Return every line below in which "this" appears.

EXCERPTED DATA:
— Begin —

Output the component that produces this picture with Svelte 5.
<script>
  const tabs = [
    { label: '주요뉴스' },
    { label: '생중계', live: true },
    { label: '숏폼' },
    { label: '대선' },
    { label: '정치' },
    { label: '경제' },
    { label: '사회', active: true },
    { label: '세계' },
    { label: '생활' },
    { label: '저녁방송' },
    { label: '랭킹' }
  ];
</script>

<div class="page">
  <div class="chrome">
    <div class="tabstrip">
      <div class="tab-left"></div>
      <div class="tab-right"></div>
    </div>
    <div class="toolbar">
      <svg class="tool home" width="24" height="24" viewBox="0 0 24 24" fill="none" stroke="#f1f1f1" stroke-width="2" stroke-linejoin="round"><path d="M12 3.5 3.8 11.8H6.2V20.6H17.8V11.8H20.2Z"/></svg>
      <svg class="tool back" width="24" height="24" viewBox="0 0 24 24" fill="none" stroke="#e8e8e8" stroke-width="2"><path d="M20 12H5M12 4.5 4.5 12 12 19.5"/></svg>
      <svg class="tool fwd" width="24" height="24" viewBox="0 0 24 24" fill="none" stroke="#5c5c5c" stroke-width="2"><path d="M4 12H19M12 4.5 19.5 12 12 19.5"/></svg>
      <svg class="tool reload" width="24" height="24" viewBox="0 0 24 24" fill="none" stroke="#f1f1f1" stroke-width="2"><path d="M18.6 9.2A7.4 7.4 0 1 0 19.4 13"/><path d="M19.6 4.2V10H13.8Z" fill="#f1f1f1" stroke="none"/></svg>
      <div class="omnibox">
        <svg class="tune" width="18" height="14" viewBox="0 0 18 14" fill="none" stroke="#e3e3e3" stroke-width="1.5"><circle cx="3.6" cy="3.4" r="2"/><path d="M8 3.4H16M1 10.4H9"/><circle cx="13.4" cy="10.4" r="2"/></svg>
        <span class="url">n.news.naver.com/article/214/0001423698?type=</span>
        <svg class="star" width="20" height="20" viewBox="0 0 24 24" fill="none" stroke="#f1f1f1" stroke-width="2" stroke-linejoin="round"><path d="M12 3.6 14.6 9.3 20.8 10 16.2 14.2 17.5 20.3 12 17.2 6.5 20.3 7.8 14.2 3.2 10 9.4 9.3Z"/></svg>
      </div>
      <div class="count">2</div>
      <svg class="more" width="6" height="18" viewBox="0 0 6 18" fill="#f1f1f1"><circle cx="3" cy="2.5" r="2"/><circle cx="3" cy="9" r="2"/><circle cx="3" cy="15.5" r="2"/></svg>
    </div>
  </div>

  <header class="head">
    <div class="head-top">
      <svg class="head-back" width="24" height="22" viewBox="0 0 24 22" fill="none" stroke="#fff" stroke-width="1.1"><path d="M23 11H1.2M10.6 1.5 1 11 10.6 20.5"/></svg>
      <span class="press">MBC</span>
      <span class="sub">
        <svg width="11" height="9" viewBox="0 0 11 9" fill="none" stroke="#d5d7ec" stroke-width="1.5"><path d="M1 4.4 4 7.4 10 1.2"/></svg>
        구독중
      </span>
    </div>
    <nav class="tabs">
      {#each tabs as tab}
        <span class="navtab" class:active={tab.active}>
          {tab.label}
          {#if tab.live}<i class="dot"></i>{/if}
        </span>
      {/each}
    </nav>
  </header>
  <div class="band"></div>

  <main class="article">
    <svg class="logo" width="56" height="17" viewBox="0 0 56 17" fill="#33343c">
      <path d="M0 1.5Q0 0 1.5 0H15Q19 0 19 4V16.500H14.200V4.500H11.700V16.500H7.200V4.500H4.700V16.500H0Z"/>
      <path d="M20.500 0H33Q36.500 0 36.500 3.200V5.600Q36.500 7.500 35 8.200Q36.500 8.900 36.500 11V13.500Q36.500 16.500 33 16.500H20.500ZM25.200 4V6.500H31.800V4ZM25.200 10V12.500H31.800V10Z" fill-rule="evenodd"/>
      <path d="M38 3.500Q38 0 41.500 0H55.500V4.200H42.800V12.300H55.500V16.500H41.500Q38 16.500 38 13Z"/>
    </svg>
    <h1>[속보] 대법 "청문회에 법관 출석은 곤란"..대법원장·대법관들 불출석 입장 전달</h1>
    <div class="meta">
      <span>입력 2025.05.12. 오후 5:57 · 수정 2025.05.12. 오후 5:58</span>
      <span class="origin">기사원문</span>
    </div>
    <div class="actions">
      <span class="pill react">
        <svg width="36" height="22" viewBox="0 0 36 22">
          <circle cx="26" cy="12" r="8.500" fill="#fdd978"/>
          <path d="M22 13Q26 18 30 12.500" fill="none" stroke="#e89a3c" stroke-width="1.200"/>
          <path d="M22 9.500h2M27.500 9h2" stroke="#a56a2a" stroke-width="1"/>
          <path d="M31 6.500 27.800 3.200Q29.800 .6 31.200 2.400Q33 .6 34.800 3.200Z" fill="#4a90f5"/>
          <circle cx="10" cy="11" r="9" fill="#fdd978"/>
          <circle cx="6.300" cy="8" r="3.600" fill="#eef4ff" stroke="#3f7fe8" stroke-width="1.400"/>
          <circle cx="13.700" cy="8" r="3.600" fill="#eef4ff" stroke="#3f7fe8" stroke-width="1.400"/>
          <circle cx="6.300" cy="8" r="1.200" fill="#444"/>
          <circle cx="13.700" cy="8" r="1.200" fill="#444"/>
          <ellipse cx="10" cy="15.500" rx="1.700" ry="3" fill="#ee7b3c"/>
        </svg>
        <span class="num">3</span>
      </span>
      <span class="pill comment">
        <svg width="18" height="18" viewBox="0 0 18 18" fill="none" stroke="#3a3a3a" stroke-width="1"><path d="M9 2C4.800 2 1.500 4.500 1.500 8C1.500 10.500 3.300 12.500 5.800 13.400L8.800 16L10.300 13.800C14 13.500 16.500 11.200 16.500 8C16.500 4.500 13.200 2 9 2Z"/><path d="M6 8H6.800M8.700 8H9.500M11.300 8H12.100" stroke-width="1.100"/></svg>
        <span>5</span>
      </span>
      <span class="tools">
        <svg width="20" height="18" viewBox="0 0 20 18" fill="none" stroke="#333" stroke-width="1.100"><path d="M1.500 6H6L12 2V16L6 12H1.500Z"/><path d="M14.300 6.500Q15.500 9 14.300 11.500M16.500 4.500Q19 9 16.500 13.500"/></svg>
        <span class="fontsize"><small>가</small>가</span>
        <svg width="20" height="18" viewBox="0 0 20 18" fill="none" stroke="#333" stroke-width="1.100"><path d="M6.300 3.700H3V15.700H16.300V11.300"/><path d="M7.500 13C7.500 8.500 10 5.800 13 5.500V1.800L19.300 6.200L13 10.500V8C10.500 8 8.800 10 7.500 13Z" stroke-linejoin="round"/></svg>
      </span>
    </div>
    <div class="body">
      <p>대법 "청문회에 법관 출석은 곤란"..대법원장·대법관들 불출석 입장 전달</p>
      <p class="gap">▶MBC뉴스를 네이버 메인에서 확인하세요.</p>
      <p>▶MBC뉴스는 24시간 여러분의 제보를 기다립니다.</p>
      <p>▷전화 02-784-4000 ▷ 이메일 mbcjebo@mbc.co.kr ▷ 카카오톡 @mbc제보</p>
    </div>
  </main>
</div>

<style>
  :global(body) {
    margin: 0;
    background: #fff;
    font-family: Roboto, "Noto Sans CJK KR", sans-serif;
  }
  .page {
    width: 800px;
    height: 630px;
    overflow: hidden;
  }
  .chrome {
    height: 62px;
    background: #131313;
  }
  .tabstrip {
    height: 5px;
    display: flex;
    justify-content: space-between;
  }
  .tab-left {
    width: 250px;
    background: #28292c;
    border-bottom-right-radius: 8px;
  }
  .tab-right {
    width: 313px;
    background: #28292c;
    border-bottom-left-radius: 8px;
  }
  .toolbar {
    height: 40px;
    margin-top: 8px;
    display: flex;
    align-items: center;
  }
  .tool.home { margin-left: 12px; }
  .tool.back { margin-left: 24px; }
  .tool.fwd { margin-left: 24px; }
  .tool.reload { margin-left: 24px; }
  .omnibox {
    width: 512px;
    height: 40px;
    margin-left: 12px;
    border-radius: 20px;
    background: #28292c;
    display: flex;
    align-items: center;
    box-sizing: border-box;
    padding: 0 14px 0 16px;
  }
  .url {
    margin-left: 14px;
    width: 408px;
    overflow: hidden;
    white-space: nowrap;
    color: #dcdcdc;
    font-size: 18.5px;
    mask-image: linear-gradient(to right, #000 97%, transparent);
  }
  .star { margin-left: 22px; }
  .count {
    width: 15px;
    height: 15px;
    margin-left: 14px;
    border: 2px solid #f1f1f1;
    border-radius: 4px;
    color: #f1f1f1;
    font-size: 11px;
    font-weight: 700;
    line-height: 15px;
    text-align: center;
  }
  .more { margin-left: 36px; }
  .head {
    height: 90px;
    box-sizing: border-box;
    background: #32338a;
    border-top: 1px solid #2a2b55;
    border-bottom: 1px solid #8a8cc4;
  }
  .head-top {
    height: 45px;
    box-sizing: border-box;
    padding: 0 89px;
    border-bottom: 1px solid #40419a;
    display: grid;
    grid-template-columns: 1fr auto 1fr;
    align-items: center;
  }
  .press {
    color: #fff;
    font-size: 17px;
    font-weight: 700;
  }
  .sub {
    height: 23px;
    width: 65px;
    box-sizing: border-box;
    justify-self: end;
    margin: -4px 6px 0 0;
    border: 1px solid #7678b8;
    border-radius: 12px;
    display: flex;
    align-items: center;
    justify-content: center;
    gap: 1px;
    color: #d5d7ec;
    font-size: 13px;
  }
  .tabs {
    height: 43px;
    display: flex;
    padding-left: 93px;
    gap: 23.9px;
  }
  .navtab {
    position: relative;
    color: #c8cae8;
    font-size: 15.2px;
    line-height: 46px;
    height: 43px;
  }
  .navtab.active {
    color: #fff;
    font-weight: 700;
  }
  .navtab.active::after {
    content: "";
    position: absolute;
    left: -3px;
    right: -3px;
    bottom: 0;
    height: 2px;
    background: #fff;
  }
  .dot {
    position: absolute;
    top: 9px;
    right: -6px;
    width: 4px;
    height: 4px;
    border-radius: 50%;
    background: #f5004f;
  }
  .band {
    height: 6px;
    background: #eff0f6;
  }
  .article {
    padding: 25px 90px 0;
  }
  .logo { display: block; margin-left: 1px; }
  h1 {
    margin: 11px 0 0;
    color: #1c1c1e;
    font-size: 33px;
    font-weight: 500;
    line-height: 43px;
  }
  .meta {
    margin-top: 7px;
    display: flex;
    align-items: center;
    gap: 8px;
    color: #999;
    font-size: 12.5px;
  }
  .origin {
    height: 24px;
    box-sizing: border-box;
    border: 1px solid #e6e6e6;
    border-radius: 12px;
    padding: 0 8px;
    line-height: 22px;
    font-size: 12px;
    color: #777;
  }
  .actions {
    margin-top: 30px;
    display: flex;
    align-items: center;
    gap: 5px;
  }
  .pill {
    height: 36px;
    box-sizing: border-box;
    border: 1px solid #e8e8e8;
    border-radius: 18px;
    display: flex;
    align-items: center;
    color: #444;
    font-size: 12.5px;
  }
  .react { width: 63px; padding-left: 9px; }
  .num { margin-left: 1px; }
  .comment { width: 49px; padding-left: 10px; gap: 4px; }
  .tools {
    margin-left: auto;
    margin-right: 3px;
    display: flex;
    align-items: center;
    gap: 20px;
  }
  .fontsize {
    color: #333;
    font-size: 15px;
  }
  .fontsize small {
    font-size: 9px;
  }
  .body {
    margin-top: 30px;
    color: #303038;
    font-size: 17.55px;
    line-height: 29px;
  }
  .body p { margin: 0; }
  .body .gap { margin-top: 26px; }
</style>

— End —
— Begin —

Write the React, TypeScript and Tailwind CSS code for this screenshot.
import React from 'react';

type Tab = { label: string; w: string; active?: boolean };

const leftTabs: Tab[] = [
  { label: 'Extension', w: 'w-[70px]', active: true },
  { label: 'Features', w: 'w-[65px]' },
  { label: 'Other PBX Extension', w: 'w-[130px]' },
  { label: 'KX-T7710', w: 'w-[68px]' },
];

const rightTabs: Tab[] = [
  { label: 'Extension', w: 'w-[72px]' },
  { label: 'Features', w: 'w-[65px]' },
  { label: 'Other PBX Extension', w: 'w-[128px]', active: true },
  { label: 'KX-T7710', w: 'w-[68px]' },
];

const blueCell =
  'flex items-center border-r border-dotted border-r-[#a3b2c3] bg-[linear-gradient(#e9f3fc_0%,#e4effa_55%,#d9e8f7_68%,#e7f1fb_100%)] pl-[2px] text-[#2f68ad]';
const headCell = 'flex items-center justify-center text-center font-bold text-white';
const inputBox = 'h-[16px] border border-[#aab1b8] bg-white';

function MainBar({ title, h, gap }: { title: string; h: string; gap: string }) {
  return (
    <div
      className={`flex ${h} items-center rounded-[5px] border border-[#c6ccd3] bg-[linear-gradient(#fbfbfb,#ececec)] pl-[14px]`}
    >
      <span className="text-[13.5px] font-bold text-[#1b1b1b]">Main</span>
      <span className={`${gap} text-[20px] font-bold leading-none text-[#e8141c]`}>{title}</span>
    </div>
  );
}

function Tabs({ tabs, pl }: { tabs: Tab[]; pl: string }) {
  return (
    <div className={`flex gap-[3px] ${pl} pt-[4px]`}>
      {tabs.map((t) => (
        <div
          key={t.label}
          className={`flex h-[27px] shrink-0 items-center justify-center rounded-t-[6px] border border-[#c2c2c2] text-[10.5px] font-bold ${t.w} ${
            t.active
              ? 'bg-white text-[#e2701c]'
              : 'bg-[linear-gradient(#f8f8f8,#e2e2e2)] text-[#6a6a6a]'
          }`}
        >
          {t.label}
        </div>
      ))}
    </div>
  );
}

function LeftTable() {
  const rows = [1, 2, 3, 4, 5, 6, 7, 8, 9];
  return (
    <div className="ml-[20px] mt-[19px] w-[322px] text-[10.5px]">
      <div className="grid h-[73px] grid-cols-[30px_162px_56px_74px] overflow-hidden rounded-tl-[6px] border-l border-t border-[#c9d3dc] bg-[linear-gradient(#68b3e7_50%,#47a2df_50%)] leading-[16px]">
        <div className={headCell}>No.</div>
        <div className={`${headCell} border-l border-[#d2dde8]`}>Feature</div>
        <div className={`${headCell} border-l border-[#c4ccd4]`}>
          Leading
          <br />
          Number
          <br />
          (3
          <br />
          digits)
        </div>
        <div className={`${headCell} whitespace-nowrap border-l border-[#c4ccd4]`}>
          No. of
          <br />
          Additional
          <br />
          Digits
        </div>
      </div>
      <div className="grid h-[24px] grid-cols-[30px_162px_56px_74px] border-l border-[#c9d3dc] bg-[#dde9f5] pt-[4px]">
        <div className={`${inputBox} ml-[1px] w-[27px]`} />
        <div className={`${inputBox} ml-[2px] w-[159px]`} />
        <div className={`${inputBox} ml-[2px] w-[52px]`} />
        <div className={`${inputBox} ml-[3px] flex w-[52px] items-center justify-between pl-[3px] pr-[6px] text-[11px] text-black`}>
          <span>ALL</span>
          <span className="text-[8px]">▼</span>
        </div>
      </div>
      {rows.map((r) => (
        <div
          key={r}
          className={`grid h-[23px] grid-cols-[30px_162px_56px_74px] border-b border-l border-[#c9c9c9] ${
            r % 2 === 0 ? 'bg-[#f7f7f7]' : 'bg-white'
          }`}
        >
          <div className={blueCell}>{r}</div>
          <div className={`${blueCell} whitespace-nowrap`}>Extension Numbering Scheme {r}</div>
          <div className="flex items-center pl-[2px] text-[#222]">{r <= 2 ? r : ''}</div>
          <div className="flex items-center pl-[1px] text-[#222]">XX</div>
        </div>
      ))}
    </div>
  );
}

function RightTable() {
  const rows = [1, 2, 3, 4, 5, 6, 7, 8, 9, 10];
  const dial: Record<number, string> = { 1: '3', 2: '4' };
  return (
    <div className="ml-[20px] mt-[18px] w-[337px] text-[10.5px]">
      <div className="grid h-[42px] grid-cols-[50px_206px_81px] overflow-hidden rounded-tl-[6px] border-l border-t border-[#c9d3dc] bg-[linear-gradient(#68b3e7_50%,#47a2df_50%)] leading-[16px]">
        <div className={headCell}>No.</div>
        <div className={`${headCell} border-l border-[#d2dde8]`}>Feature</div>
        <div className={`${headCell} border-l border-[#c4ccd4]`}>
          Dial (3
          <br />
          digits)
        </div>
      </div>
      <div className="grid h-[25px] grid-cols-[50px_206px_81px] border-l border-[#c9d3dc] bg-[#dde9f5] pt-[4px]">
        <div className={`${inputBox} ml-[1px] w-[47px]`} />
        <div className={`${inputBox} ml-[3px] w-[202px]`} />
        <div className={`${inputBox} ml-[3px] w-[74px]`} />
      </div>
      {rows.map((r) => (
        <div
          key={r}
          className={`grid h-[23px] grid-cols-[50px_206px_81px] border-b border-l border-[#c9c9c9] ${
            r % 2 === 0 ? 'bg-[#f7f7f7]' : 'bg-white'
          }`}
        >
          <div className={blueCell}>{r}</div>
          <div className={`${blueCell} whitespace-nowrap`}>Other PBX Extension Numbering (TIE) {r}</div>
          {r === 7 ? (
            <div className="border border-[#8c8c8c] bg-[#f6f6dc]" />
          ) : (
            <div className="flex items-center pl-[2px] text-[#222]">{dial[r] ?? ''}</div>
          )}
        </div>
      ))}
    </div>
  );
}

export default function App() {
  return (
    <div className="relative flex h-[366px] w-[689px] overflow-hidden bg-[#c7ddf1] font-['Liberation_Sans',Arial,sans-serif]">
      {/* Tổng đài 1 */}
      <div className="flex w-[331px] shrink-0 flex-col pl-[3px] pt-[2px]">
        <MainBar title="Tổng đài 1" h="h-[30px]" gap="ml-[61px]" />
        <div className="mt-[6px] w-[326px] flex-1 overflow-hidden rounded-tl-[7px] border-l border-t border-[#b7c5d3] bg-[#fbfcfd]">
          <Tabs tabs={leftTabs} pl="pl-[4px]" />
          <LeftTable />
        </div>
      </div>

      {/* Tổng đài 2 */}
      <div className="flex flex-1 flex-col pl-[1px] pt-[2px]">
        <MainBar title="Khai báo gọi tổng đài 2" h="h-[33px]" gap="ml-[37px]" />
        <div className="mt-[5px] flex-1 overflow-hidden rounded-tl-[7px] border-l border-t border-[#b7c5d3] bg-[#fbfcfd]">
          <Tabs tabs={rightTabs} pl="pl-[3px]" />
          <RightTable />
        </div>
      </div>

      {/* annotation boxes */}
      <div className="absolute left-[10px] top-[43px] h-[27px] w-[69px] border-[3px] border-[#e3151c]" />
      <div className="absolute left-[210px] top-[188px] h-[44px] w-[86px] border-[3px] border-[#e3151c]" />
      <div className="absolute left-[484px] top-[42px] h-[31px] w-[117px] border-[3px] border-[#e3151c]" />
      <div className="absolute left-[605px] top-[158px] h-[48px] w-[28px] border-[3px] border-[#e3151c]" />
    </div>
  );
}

— End —

CORRECT RESPONSE:
Output the component that produces this picture with Svelte 5.
Write the React, TypeScript and Tailwind CSS code for this screenshot.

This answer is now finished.